Vehicle to Everything Connectivity
Chances are, you’ve heard of the buzzword, “The Internet of Things” getting thrown around. That term means exactly what it sounds like. More and more mundane objects are coming with internet connectivity these days. And for vehicles, it may very well end up being mandatory in some fashion. The UN commenced a new Decade of Action for Road Safety in 2021, which is going to be much more tech- and data-focused than previous iterations. This is very likely to lead to IoT tech geared towards safety becoming standard fare in new car models from 2022 onwards.
Vehicle-to-everything connectivity or V2X enables vehicles to communicate with other devices, such as cameras and other sensing equipment, as well as other vehicles. This leads to useful things like road condition data networks, which can enable drivers to gain real-time updates on traffic, road hazards, and other relevant info. This also means that vehicles will constantly provide vital data for road safety analytics and telematics.
Onboard Computers and AI Co-Pilots
The age of the smart car is now. Beyond just infotainment systems and automatic brakes, onboard computers can now effectively “co-pilot” the car. With this, cars can warn the driver or even pump the brakes or divert themselves if they are on a collision course with another car.

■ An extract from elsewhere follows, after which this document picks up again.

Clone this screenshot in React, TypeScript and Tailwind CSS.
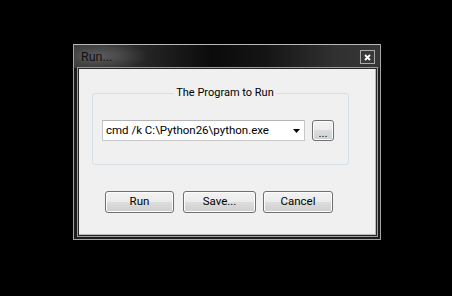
export default function App() {
  const btn =
    "h-[22px] rounded-[3px] border border-[#707070] shadow-[inset_0_0_0_1px_#fcfcfc] [background:linear-gradient(#f2f2f2_0%,#ebebeb_50%,#dddddd_50%,#cfcfcf_100%)] text-[11.5px] text-black flex items-center justify-center";
  return (
    <div
      className="w-[452px] h-[296px] bg-black pl-[73px] pt-[44px]"
      style={{ fontFamily: 'Roboto, "Liberation Sans", sans-serif' }}
    >
      <div className="w-[308px] h-[196px] border border-[#a4a4a4] border-t-[#b8b8b8] flex flex-col pl-[3px] pr-[2px] pb-[2px] [background:radial-gradient(ellipse_45px_16px_at_28px_11px,#5c5c5c,transparent),linear-gradient(90deg,#3a3a3a_0%,#262626_22%,#0b0b0b_45%,#141414_62%,#303030_85%,#363636_100%)_top/100%_23px_no-repeat,#1c1c1c]">
        <div className="h-[22px] -ml-[3px] -mr-[2px] pl-[7px] pr-[5px] flex items-start justify-between">
          <span className="text-[12.5px] leading-[22px] text-[#111111] [text-shadow:0_0_6px_rgba(120,120,120,0.6)] pt-[1px]">
            Run...
          </span>
          <div className="mt-[5px] w-[15px] h-[14px] border border-[#a8a8a8] bg-[#383838] flex items-center justify-center">
            <svg width="7" height="7" viewBox="0 0 7 7">
              <path d="M1 1L6 6M6 1L1 6" stroke="#ffffff" strokeWidth="1.8" />
            </svg>
          </div>
        </div>
        <div className="flex-1 border border-[#9a9a9a] flex">
          <div className="flex-1 border border-[#262626] flex">
            <div className="flex-1 bg-[#f0f0f0] border-r border-b border-[#b8b8b8] flex flex-col pl-[13px] pt-[17px]">
              <fieldset className="w-[257px] h-[79px] border border-[#d5dfe5] rounded-[3px] pl-[9px] pt-[20px]">
                <legend className="mx-auto px-[2px] text-[11px] leading-[14px] text-black">
                  The Program to Run
                </legend>
                <div className="flex items-start">
                  <div className="w-[203px] h-[21px] bg-white border border-[#c8c8c8] border-t-[#b4b4b4] flex items-center justify-between pl-[3px] pr-[4px]">
                    <span className="text-[11.5px] text-black leading-[19px]">
                      cmd /k C:\Python26\python.exe
                    </span>
                    <svg width="7" height="4" viewBox="0 0 7 4">
                      <path d="M0 0H7L3.5 4Z" fill="#000000" />
                    </svg>
                  </div>
                  <div className={"ml-[7px] w-[22px] !h-[21px] " + btn}>
                    <span className="leading-[12px] pt-[4px]">...</span>
                  </div>
                </div>
              </fieldset>
              <div className="flex mt-[26px] ml-[13px]">
                <div className={"w-[69px] " + btn}>Run</div>
                <div className={"w-[73px] ml-[9px] " + btn}>Save...</div>
                <div className={"w-[70px] ml-[7px] " + btn}>Cancel</div>
              </div>
            </div>
          </div>
        </div>
      </div>
    </div>
  );
}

Much of this technology will also make use of V2X technology to reach maximum efficacy. However, there are concerns about how much personal data this may divulge. Some, like Mazda’s Co-Pilot feature, guarantee privacy, but time will tell whether other car manufacturers will follow suit. Privacy issues notwithstanding, there is still much to benefit from this technology. This can enable things such as active diagnostics, which can help you conduct preventive maintenance on vital components such as radiators to prevent your car from overheating. As far as mandates go, it’s likely that only low-level onboard computer tech would be made standard, if at all, the bare minimum required for better safety features.
Non-Fungible Tokens are Everywhere
At this point, there’s likely no one living that hasn’t heard of NFTs, even if only by name. Love them or hate them, it would seem that some people are determined to keep them around, or at least, are intent on riding the hype for as long as they’re able. A few of these people are high up in auto tech R&D, and this has resulted in such marvels as blockchain-powered car security, computer systems, ownership certificates, and even paint jobs that you can scroll through at the push of a button.
As revolutionary as these may seem already, these are only a few of the technologies on the horizon that are poised to change the face of automobiles as we know it. It’s likely that a generation from now, cars will be nearly unrecognizable from the vehicles we have today.